Transfer the cooked corn meal to a mixing bowl and stir in the milk. Sift the flour, sugar, baking powder and salt into the liquid ingredients by thirds, stirring well between each addition. You can add a little extra milk if the batter is too thick.

Separate the eggs. Stir the yolks and butter into the batter and beat the whites to stiff peaks in a medium-sized mixing bowl. Fold the beaten egg whites into the batter.

Bake the batter in your waffle iron until each waffle is puffed and golden brown.

Serve with butter and maple syrup.

NOTE: If you are looking for a waffle recipe that doesn’t include corn meal, here is one for Mennonite Waffles.

Mennonite Waffles

Making waffles is a pretty straightforward business, assuming that you have a waffle iron and follow the recipe below. However, you should observe two common-sense rules when you make them.

RULE #1: Don’t put your hand into a hot waffle iron. Pam, my youngest sister, learned this the hard way when she was a little girl. “I also remember getting a bad burn when the top closed on my hand. Little fingers in the wrong spot. Mom told me it was hot but did I listen? NO.”

RULE #2: When beating the egg whites with an electric mixer, make sure that it is turned off before lifting the beater out of the bowl. The splotches on the pages of waffle recipes in our copy of the Mennonite Community Cookbook are mute but eloquent testimony to my once ignoring this rule.

A couple of years after we moved out to the country, we got a waffle iron. It was a round chrome machine with a thick cord and I think there was a thermometer in the middle of the lid that told you when it was hot enough to make waffles. Mom was probably the person who bought it, as she loved kitchen equipment from apple corers to lemon zesters. Dad was happy with Mom’s pancakes.

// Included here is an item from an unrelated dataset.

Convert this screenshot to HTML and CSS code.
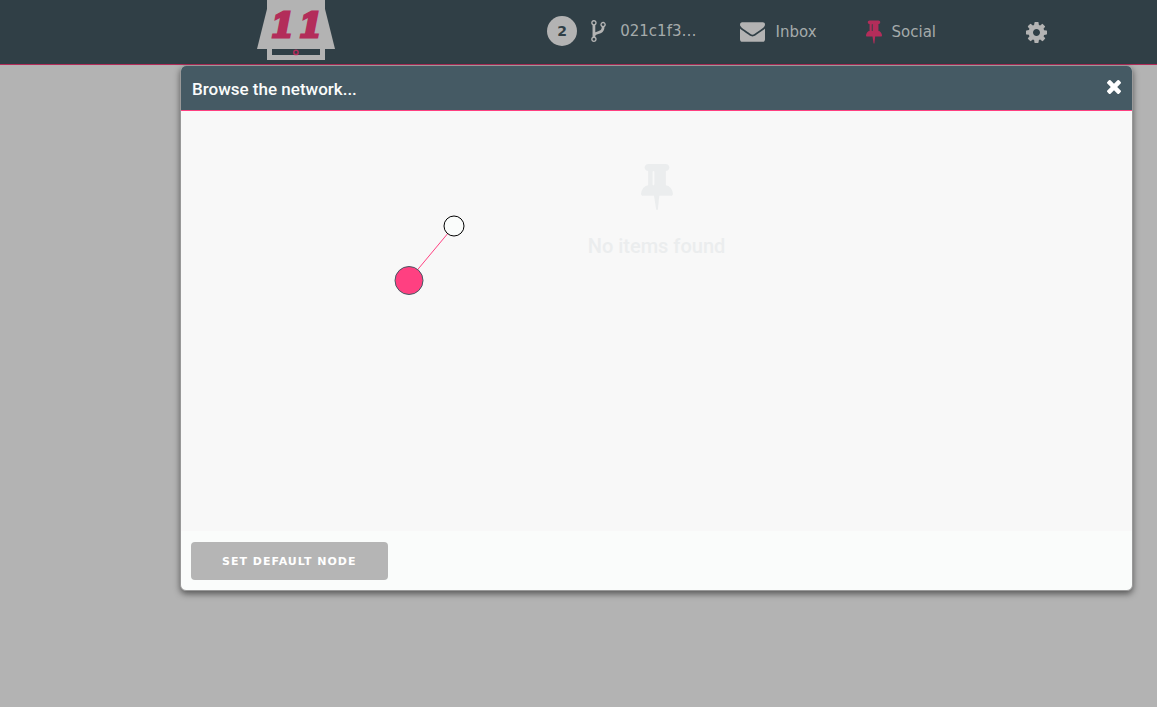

My sisters Barb and Patsy agree that we didn’t have waffles very often, but I think that my enjoyment of waffles and sausage for Sunday supper may stem from good memories of waffle suppers when I was a kid. I do remember that the waffles sometime stuck if you didn’t grease the iron properly and especially if you tried to take them out before they were done.

Today, of course, most waffle irons have non-stick coatings which virtually eliminate the sticking problem, and improvements in waffle iron design by 1969 when Jerri’s mother bought us our waffle iron made even the the metal grid machines like ours pretty trouble free. I miss the thermometer, but the “idiot light” that goes out when the waffle is done does mean fewer overcooked waffles.

Here is the recipe we use for waffles.


2 cups all-purpose flour
1 tsp. salt
2 T sugar
4 tsp. baking powder
6 T butter
2 large eggs
1 1/2 cups milk


The eggs and milk should be at room temperature. You can warm the eggs in a small bowl of warm water for a few minutes and heat the milk for a few seconds in a microwave. Melt the butter.

Turn on your waffle iron and follow any instructions for use that came with it. Start warming the maple syrup.

Sift the flour, salt, sugar and baking powder into a mixing bowl. Separate the eggs into two bowls. Beat the yolks until lemon colored and then beat them into the milk. Stir the milk and egg mixture into the flour until you have a smooth batter. Stir the butter into the batter.

Beat the egg whites until they are stiff but not dry. When you turn off the mixer and lift the beaters from the egg whites, you should see peaks with just a tiny curl on the top. Fold the egg whites into the batter with a spatula. Use the spatula to lift the batter over the egg whites, using a figure-eight motion until you have a light fluffy batter.

Bake the waffles and serve each one as it comes off the iron with butter, warm maple syrup. Bacon and breakfast sausage are delicious with waffles.

NOTES: You need butter to make waffles that taste like real waffles. If you merely want waffles that look like the real thing, you can buy them in the freezer section of your neighborhood market.